A Birthkeeper does not manage birth. She does not control it or claim ownership over it. She keeps the space in remembrance of Allah, upholding the sanctity of the process He designed.
Being a Birthkeeper means:
Guarding the Fitrah of birth from medicalization, fear, and intervention.
Preserving the wisdom of women’s bodies as Allah created them—complete, capable, and purposeful.
Keeping the trust (amānah) of supporting a woman through her journey with rifq (gentleness), sabr (patience), and tawakkul (reliance upon Allah).
Remembering that birth is not an event to be managed but an act of worship unfolding under the gaze of the Creator.
The word keeper also reminds us of stewardship. A Birthkeeper guards the sanctity of birth. She keeps alive what has been forgotten, birth as ‘ibādah, birth as dhikr.
A Birth Keeper is not a doctor, nurse, or licensed midwife. She is a woman who has chosen to guard the sanctity of birth in its most natural form; undisturbed, wholesome, traditional, and rooted in trust. My work is not about managing birth as a medical event, but about protecting the space, holding presence, and supporting the mother as birth unfolds according to the design of Allah.
Beyond the Medical Model
Today, when birth is often treated as a medical emergency rather than a normal, organic process, the role of the Birth Keeper stands in quiet contrast. I do not intervene, diagnose, or perform clinical procedures. She is not there to control birth but to protect and support it.
In this way, the Birth Keeper serves as a bridge, reminding us of how our foremothers birthed before industrialization and modern systems, and offering women today a way to reclaim birth as a natural, spiritual, and dignified experience.
A Role Rooted in Trust
The word keeper is intentional. A Birth Keeper is not someone who “delivers” a baby.
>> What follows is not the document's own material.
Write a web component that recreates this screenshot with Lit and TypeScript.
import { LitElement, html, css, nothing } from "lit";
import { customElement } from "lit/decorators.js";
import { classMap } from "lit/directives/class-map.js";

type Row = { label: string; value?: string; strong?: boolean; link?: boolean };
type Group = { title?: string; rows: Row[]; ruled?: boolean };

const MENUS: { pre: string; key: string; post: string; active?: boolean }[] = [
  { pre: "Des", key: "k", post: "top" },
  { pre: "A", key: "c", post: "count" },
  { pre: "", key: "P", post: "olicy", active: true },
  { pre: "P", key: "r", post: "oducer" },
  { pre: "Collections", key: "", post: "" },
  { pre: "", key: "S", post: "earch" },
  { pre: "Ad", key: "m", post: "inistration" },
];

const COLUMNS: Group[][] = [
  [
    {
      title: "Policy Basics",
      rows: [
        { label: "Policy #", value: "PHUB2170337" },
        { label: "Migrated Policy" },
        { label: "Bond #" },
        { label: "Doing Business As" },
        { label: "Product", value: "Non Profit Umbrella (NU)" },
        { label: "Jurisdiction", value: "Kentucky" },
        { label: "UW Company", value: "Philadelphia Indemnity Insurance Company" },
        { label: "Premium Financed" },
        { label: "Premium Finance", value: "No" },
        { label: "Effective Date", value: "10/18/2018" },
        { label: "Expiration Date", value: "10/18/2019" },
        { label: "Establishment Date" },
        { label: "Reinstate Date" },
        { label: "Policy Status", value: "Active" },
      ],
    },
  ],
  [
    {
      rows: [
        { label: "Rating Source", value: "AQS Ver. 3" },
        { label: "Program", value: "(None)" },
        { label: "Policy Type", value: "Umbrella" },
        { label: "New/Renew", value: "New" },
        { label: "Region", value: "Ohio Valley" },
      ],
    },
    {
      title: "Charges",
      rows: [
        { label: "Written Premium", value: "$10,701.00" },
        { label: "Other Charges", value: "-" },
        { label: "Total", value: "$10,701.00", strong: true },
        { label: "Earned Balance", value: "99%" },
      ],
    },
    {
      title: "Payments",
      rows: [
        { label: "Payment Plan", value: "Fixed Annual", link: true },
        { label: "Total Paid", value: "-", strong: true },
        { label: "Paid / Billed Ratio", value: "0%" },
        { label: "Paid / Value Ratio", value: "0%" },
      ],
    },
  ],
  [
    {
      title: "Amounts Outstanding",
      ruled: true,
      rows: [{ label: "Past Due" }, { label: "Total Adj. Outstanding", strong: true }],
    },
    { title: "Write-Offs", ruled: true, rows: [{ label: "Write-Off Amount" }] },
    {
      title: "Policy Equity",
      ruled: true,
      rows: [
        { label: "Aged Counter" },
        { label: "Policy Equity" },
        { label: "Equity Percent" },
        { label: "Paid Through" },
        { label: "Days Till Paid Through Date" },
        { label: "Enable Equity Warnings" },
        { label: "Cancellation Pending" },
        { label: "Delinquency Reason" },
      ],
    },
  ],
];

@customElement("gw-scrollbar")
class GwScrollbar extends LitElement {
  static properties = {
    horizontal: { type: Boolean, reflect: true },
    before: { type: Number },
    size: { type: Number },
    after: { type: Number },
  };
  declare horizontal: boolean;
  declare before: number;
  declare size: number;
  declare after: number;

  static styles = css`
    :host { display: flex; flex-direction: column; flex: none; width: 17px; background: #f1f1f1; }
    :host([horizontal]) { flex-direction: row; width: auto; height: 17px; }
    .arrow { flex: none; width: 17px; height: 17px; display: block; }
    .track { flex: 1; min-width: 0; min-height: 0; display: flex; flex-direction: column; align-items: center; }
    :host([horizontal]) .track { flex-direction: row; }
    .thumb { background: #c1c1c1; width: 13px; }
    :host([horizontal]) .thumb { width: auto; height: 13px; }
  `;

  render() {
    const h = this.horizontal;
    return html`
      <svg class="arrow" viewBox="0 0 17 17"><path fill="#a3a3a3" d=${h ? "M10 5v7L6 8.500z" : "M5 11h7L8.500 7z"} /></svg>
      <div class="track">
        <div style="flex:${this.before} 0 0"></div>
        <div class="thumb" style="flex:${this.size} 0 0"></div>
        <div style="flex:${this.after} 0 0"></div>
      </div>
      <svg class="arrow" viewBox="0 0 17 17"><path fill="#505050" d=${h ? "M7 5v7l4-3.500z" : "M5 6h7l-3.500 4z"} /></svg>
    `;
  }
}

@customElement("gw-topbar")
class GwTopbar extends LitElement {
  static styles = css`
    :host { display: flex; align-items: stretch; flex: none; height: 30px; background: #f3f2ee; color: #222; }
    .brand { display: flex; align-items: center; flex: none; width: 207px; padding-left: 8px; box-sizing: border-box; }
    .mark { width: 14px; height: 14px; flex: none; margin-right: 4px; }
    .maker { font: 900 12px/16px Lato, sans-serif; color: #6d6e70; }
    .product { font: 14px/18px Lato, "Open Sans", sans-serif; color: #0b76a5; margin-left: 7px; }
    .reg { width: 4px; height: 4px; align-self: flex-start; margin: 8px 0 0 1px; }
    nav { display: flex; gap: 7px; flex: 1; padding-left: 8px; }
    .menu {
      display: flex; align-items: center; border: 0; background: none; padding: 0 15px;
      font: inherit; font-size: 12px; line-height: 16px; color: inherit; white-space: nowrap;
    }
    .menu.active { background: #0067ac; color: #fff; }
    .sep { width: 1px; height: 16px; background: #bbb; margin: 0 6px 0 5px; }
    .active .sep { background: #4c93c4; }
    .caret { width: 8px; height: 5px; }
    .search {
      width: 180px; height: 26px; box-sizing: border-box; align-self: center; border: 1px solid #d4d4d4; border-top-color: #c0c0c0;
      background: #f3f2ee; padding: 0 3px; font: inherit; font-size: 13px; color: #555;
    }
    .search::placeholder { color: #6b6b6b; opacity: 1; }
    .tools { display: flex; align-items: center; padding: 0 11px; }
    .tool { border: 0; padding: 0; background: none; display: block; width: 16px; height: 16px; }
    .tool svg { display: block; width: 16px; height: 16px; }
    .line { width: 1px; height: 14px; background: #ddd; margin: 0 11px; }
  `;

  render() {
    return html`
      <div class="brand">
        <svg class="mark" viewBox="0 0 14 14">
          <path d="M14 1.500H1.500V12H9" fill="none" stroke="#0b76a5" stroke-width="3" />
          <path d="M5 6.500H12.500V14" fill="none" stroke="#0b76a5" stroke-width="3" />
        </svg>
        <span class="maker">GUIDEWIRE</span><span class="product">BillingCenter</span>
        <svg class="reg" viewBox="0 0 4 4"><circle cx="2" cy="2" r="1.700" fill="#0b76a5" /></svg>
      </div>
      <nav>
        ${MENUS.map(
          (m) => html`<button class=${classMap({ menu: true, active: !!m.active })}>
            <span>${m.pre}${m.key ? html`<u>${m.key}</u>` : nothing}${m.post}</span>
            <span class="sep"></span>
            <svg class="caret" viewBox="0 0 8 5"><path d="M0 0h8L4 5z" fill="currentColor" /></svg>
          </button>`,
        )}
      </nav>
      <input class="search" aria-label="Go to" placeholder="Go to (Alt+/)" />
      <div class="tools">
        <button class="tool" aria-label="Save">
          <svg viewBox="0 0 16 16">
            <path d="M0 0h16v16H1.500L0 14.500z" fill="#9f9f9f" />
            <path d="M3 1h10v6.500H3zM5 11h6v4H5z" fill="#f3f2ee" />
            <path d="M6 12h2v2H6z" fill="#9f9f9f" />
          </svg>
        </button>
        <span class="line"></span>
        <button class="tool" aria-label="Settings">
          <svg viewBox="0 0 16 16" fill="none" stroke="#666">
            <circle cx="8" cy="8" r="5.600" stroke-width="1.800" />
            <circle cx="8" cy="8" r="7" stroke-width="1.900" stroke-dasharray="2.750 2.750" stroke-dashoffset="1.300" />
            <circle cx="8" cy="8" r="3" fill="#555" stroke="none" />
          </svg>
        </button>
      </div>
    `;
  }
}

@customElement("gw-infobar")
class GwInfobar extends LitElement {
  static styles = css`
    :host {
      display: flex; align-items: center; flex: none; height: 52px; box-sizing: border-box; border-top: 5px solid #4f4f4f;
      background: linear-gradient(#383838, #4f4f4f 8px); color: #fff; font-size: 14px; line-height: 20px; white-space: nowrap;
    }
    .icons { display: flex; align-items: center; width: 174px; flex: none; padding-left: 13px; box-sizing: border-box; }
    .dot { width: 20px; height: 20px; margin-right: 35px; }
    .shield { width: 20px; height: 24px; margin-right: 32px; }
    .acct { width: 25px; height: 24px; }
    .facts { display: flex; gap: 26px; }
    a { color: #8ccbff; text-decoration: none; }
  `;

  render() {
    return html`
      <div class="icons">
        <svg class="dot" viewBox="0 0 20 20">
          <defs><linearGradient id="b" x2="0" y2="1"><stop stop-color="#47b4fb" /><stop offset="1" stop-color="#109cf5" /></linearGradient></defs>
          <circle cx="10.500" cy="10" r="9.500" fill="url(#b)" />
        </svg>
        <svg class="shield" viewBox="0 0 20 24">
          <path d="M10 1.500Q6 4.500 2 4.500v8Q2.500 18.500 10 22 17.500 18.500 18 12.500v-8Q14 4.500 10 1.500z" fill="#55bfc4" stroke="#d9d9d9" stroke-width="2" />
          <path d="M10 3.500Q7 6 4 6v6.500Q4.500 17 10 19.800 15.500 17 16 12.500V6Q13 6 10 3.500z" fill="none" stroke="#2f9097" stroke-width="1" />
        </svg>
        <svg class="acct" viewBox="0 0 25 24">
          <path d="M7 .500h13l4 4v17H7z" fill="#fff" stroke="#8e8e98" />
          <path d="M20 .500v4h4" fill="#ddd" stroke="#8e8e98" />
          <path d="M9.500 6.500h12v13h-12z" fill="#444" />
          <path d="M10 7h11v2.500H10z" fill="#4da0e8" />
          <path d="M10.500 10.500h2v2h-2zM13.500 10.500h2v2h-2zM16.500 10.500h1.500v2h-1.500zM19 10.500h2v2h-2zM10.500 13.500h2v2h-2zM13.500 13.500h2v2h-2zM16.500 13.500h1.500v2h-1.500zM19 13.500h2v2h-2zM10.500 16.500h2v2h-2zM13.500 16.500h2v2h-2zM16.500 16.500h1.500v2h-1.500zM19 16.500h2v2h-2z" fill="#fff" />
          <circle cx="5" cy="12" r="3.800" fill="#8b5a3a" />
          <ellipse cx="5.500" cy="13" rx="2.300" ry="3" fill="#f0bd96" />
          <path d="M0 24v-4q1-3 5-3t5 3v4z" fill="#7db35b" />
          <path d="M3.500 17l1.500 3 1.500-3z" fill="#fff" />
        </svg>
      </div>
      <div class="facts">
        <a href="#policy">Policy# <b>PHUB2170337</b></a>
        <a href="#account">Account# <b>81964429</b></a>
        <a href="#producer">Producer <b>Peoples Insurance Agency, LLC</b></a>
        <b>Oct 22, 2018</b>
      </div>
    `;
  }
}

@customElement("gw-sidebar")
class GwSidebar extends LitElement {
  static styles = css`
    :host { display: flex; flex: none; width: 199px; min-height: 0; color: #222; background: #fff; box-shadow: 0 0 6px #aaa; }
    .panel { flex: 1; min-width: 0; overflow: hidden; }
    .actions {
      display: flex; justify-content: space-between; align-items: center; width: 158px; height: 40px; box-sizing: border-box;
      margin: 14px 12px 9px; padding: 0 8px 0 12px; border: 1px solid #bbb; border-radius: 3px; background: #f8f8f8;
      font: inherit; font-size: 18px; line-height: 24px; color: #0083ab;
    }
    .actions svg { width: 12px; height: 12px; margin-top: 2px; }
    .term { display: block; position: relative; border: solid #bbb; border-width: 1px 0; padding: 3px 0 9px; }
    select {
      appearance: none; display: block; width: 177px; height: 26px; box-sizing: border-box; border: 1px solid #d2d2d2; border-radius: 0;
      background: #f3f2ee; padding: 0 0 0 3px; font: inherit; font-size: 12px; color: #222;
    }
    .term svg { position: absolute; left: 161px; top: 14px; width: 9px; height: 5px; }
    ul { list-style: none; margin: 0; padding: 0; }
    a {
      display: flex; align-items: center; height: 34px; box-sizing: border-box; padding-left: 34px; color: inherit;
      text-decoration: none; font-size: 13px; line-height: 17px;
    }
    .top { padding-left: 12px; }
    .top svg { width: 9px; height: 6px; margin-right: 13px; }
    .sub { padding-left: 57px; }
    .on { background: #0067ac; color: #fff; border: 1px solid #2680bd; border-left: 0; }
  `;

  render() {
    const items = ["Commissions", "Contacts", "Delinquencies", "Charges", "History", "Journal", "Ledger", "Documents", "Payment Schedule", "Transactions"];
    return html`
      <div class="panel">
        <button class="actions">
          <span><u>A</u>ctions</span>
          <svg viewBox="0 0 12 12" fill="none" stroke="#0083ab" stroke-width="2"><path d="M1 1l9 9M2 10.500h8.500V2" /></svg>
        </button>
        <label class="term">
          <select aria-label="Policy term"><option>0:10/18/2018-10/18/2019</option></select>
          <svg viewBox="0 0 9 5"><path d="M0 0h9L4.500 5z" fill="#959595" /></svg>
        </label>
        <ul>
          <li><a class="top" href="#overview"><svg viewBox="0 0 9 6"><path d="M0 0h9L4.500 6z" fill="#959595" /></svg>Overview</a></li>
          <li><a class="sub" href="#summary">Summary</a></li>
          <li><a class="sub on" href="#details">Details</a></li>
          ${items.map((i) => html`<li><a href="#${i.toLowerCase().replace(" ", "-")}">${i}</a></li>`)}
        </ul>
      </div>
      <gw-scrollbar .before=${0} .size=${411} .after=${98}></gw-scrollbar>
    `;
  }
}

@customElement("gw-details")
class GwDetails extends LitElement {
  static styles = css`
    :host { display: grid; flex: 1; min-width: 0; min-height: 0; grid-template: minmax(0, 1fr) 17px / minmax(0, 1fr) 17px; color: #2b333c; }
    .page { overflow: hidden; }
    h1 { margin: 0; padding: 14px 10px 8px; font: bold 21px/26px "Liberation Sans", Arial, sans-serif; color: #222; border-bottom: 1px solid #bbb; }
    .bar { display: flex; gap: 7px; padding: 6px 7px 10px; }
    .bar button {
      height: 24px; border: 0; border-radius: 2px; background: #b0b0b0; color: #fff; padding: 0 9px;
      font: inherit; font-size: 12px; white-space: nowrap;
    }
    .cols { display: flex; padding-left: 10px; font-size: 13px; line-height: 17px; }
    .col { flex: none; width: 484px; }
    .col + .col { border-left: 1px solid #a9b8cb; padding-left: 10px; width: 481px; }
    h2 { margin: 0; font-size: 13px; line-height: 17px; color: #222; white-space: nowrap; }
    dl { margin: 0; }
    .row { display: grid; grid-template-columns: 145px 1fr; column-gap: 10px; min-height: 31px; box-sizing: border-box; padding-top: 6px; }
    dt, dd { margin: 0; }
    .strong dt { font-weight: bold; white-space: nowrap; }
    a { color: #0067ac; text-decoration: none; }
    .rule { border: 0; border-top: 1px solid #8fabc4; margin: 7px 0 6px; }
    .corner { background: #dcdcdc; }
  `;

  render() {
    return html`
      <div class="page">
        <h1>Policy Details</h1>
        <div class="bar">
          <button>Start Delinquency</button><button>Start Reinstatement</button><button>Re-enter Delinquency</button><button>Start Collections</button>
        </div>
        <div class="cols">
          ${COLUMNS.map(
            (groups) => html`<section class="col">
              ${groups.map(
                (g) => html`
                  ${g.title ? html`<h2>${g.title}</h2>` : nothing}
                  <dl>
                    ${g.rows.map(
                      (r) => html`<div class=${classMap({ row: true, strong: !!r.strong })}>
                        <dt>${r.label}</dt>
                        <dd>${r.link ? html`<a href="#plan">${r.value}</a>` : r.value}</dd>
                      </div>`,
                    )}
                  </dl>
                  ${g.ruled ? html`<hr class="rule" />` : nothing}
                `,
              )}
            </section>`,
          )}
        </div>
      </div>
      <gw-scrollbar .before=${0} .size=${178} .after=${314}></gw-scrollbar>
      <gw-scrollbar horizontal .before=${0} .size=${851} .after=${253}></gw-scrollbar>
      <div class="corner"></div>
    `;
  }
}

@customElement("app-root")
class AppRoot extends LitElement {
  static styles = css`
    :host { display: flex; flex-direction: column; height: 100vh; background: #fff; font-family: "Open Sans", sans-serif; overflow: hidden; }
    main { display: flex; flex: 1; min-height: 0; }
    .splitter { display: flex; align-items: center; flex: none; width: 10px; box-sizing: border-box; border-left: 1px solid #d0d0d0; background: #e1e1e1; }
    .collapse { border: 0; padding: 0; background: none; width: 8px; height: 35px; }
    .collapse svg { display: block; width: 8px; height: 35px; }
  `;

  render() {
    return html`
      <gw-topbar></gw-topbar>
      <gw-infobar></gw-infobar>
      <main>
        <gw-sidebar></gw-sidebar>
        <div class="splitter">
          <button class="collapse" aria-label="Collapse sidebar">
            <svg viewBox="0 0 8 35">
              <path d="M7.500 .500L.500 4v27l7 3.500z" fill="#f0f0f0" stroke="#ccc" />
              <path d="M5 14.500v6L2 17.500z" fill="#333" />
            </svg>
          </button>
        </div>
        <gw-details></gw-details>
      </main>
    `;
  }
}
She does not control outcomes, nor does she hold authority over the mother. She simply guards the space so that the mother may lean fully into tawakkul, reliance on Allah, and experience the unfolding of birth with patience, trust, and gratitude.
A Birth Keeper is not a replacement for medical care when complications arise, nor does she deny the existence of such care. But in the truest sense, she is a witness and guardian of birth as it was always meant to be: natural, dignified, and filled with remembrance of the One who creates life.